Abstract

With the growth of e-commerce and the elevated service requirements of consumers, e-retailers should carefully evaluate the profitability of delivering product services themselves that were once provided by suppliers. Within this context, we apply game theory to construct a principal-agent model to study a sales and service choice problem faced by an e-retailer. Three strategies are proposed in our paper, pure platform strategy (as the benchmark), resale strategy, and resale plus service strategy. Through comparison and analysis, we find that the sales and service strategy preferences of the e-retailer are influenced by reputation and service costs. Additionally, highly reputable e-retailers tend to provide superior levels of service and prices rather than excessively pursue market demand under the resale plus service strategy.

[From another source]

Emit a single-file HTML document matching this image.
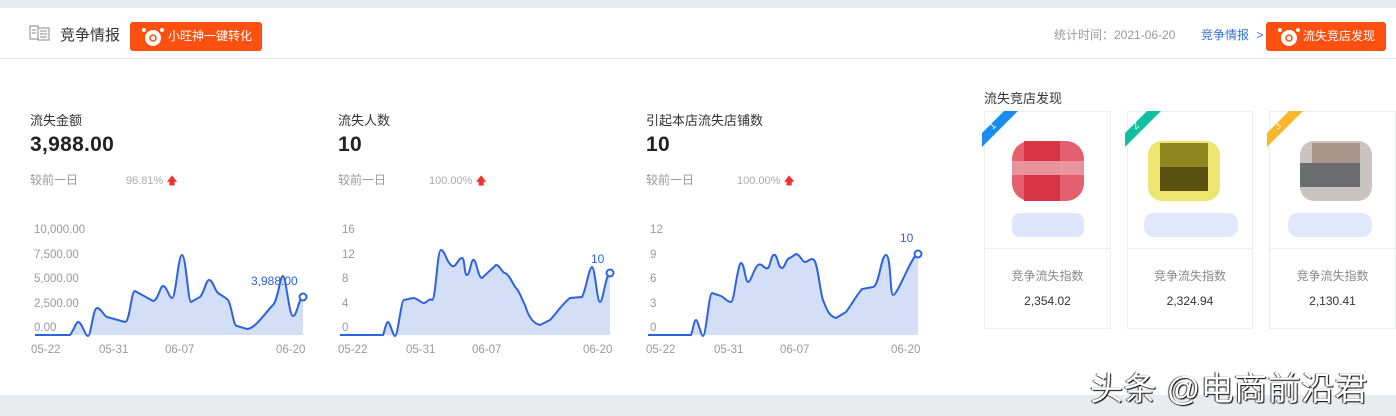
<!DOCTYPE html>
<html><head><meta charset="utf-8"><style>
*{margin:0;padding:0;box-sizing:border-box}
body{width:1396px;height:416px;background:#e9ebef;font-family:"Liberation Sans","Noto Sans CJK SC",sans-serif;position:relative;overflow:hidden;color:#333}
.panel{position:absolute;left:0;top:8px;width:1396px;height:387px;background:#fff}
.hdr{position:absolute;left:0;top:58px;width:1396px;height:1px;background:#e4e6ea}
.a{position:absolute;white-space:nowrap}
.btn{position:absolute;background:#fc5010;border-radius:3px;color:#fff;font-size:12px;height:29px;line-height:29px}
.lbl{font-size:13px;color:#333}
.big{font-size:21px;font-weight:bold;color:#222;font-family:"Liberation Sans",sans-serif;letter-spacing:0.3px}
.sm{font-size:12px;color:#999}
.pc{font-size:11px;color:#aaa}
.card{position:absolute;top:111px;height:218px;border:1px solid #eceef1;background:#fff}
.card .div{position:absolute;left:0;right:0;top:136px;height:1px;background:#eceef1}
.card .t{position:absolute;left:0;right:0;top:155px;text-align:center;font-size:12px;color:#888}
.card .v{position:absolute;left:0;right:0;top:182px;text-align:center;font-size:12px;color:#333}
.ax{font-size:11.5px;fill:#999;font-family:"Liberation Sans",sans-serif}
</style></head><body>
<div class="panel"></div>
<div class="hdr"></div>
<svg class="a" style="left:29px;top:25px" width="22" height="16"><rect x="1" y="1" width="8" height="13" fill="#fff" stroke="#888"/><rect x="9" y="3" width="11" height="12" fill="#fff" stroke="#888"/><path d="M3 5h4M3 8h4M11 6h7M11 9h7M11 12h7" stroke="#888"/></svg>
<div class="a" style="left:60px;top:24px;font-size:15px;color:#333">竞争情报</div>
<div class="btn" style="left:130px;top:22px;width:132px"><svg class="a" style="left:11px;top:4px" width="24" height="22"><circle cx="12" cy="12" r="8" fill="#fff"/><circle cx="12" cy="12" r="3" fill="none" stroke="#fc5010" stroke-width="1.5"/><circle cx="3" cy="4" r="2" fill="#fff"/><circle cx="21" cy="4" r="2" fill="#fff"/></svg><span class="a" style="left:38px;top:0">小旺神一键转化</span></div>
<div class="a sm" style="left:1054px;top:26px;color:#999">统计时间：2021-06-20</div>
<div class="a" style="left:1201px;top:26px;font-size:12px;color:#3a6fd8">竞争情报 <span style="margin-left:4px;color:#3a6fd8">&gt;</span></div>
<div class="btn" style="left:1266px;top:22px;width:120px"><svg class="a" style="left:11px;top:4px" width="24" height="22"><circle cx="12" cy="12" r="8" fill="#fff"/><circle cx="12" cy="12" r="3" fill="none" stroke="#fc5010" stroke-width="1.5"/><circle cx="3" cy="4" r="2" fill="#fff"/><circle cx="21" cy="4" r="2" fill="#fff"/></svg><span class="a" style="left:37px;top:0">流失竞店发现</span></div>

<div class="a lbl" style="left:30px;top:110px">流失金额</div>
<div class="a big" style="left:30px;top:133px">3,988.00</div>
<div class="a sm" style="left:30px;top:171px">较前一日</div>
<div class="a pc" style="left:126px;top:172px">96.81% <span style="color:#f03030">🡅</span></div>
<div class="a lbl" style="left:338px;top:110px">流失人数</div>
<div class="a big" style="left:338px;top:133px">10</div>
<div class="a sm" style="left:338px;top:171px">较前一日</div>
<div class="a pc" style="left:429px;top:172px">100.00% <span style="color:#f03030">🡅</span></div>
<div class="a lbl" style="left:646px;top:110px">引起本店流失店铺数</div>
<div class="a big" style="left:646px;top:133px">10</div>
<div class="a sm" style="left:646px;top:171px">较前一日</div>
<div class="a pc" style="left:737px;top:172px">100.00% <span style="color:#f03030">🡅</span></div>

<svg class="a" style="left:0;top:0" width="960" height="416">
<g class="ax">
<text x="34" y="233">10,000.00</text><text x="34" y="258">7,500.00</text><text x="34" y="282">5,000.00</text><text x="34" y="307">2,500.00</text><text x="34" y="331">0.00</text>
<text x="31" y="353">05-22</text><text x="99" y="353">05-31</text><text x="165" y="353">06-07</text><text x="276" y="353">06-20</text>
<text x="342" y="233">16</text><text x="342" y="258">12</text><text x="342" y="282">8</text><text x="342" y="307">4</text><text x="342" y="331">0</text>
<text x="338" y="353">05-22</text><text x="406" y="353">05-31</text><text x="472" y="353">06-07</text><text x="583" y="353">06-20</text>
<text x="650" y="233">12</text><text x="650" y="258">9</text><text x="650" y="282">6</text><text x="650" y="307">3</text><text x="650" y="331">0</text>
<text x="646" y="353">05-22</text><text x="714" y="353">05-31</text><text x="780" y="353">06-07</text><text x="891" y="353">06-20</text>
</g>
<g fill="#d2dff7" stroke="none">
<path d="M35 335L70 335C74 330 76 322 78 322C82 322 85 336 88 336C91 336 93 308 97 308C101 308 104 316 107 317L125 322C130 322 131 291 135 291L153 301C158 301 160 286 163 286C167 286 169 298 172 298C176 298 178 255 182 255C186 255 188 302 191 302L200 297C204 293 206 280 209 280C213 280 215 291 218 293C224 297 226 298 228 300C232 306 233 326 237 326L247 329C255 329 265 313 273 305C278 300 280 276 283 276C286 276 289 316 293 316C297 316 299 297 303 297L303 335Z"/>
<path d="M340 335L383 335C385 330 386 322 388 322C390 322 393 336 395 336C398 336 401 300 404 300L413 298C417 298 421 303 424 303C427 303 428 298 432 300C436 300 437 250 441 250C445 250 446 262 452 266C456 268 458 258 462 258C465 258 464 275 467 275C470 275 471 258 474 260C477 262 478 278 482 278L496 265C500 265 502 273 505 273C510 275 513 285 516 288C520 292 522 300 525 305C528 315 532 323 540 325L550 320C556 314 562 304 570 298L582 297C586 290 589 267 592 267C595 267 597 302 600 302C603 302 606 273 610 273L610 335Z"/>
<path d="M648 335L691 335C693 330 694 320 696 320C698 320 701 336 703 336C706 336 709 293 712 293L721 296C725 298 727 302 731 302C734 302 736 275 740 264C744 258 745 282 748 282C751 282 754 268 758 265C762 262 764 270 768 268C771 265 771 253 775 255C778 257 778 268 782 268C785 268 786 258 790 258L796 254C800 254 802 262 805 262C808 262 811 257 814 260C818 264 820 292 823 300C827 310 829 316 836 318L846 312C852 304 856 296 862 289L873 287C879 287 881 255 886 255C891 255 890 295 893 295C898 295 912 254 918 254L918 335Z"/>
</g>
<g fill="none" stroke="#2d63e0" stroke-width="2">
<path d="M35 335L70 335C74 330 76 322 78 322C82 322 85 336 88 336C91 336 93 308 97 308C101 308 104 316 107 317L125 322C130 322 131 291 135 291L153 301C158 301 160 286 163 286C167 286 169 298 172 298C176 298 178 255 182 255C186 255 188 302 191 302L200 297C204 293 206 280 209 280C213 280 215 291 218 293C224 297 226 298 228 300C232 306 233 326 237 326L247 329C255 329 265 313 273 305C278 300 280 276 283 276C286 276 289 316 293 316C297 316 299 297 303 297"/>
<path d="M340 335L383 335C385 330 386 322 388 322C390 322 393 336 395 336C398 336 401 300 404 300L413 298C417 298 421 303 424 303C427 303 428 298 432 300C436 300 437 250 441 250C445 250 446 262 452 266C456 268 458 258 462 258C465 258 464 275 467 275C470 275 471 258 474 260C477 262 478 278 482 278L496 265C500 265 502 273 505 273C510 275 513 285 516 288C520 292 522 300 525 305C528 315 532 323 540 325L550 320C556 314 562 304 570 298L582 297C586 290 589 267 592 267C595 267 597 302 600 302C603 302 606 273 610 273"/>
<path d="M648 335L691 335C693 330 694 320 696 320C698 320 701 336 703 336C706 336 709 293 712 293L721 296C725 298 727 302 731 302C734 302 736 275 740 264C744 258 745 282 748 282C751 282 754 268 758 265C762 262 764 270 768 268C771 265 771 253 775 255C778 257 778 268 782 268C785 268 786 258 790 258L796 254C800 254 802 262 805 262C808 262 811 257 814 260C818 264 820 292 823 300C827 310 829 316 836 318L846 312C852 304 856 296 862 289L873 287C879 287 881 255 886 255C891 255 890 295 893 295C898 295 912 254 918 254"/>
</g>
<g fill="#fff" stroke="#2d63e0" stroke-width="2"><circle cx="303" cy="297" r="3.5"/><circle cx="610" cy="273" r="3.5"/><circle cx="918" cy="254" r="3.5"/></g>
<g font-size="12" fill="#2d63e0" font-family="Liberation Sans,sans-serif"><text x="251" y="285">3,988.00</text><text x="591" y="263">10</text><text x="900" y="242">10</text></g>
</svg>

<div class="a lbl" style="left:984px;top:88px">流失竞店发现</div>
<div class="card" style="left:984px;width:127px"><div class="div"></div><div class="t">竞争流失指数</div><div class="v">2,354.02</div></div>
<div class="card" style="left:1127px;width:126px"><div class="div"></div><div class="t">竞争流失指数</div><div class="v">2,324.94</div></div>
<div class="card" style="left:1269px;width:127px"><div class="div"></div><div class="t">竞争流失指数</div><div class="v">2,130.41</div></div>
<svg class="a" style="left:980px;top:107px" width="420" height="140">
<g>
<rect x="32" y="34" width="72" height="60" rx="18" fill="#e3606f"/><rect x="44" y="34" width="36" height="60" fill="#d83448"/><rect x="32" y="54" width="72" height="14" fill="#e9939d"/>
<rect x="168" y="34" width="72" height="60" rx="14" fill="#eee470"/><rect x="180" y="36" width="48" height="48" fill="#8f8620"/><rect x="180" y="60" width="48" height="24" fill="#5a5012"/>
<rect x="320" y="34" width="72" height="60" rx="14" fill="#c9c4c2"/><rect x="320" y="56" width="60" height="24" fill="#6a6c6e"/><rect x="332" y="36" width="48" height="20" fill="#a89488"/>
<rect x="32" y="106" width="72" height="24" rx="8" fill="#dfe5fa"/><rect x="164" y="106" width="94" height="24" rx="10" fill="#e2e8fb"/><rect x="308" y="106" width="84" height="24" rx="10" fill="#e2e8fb"/>
</g>
<g font-size="10" fill="#fff" font-family="Liberation Sans,sans-serif">
<path d="M2 26L24 4L38 4L2 40Z" fill="#1a8cf0"/><text x="9" y="22" transform="rotate(-45 12 18)">1</text>
<path d="M145 26L167 4L181 4L145 40Z" fill="#10c0a0"/><text x="152" y="22" transform="rotate(-45 155 18)">2</text>
<path d="M287 26L309 4L323 4L287 40Z" fill="#fbb62a"/><text x="294" y="22" transform="rotate(-45 297 18)">3</text>
</g>
</svg>
<div class="a" style="left:1090px;top:362px;font-size:33px;letter-spacing:0.5px;color:#fff;text-shadow:1px 1px 1px #000,-1px 0 1px #333">头条 @电商前沿君</div>
</body></html>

Furthermore, we define the ratio of quality plus service to price as the consumer's performance ratio. Interestingly, reputable e-retailer may bring bad consumer's performance ratio. Moreover, the win-win situation occurs when the e-retailer provides the resale strategy or when the supplier prefers the resale plus service strategy. Our study suggests that e-retailers should make tradeoff between control over services and service costs, and make full use of the advantage of reputation to adjust their income strategy, avoiding blindly pursuing low prices and ignoring the service. In addition, for the supplier, it is appropriate to transfer the service to the e-retailer according to his own conditions.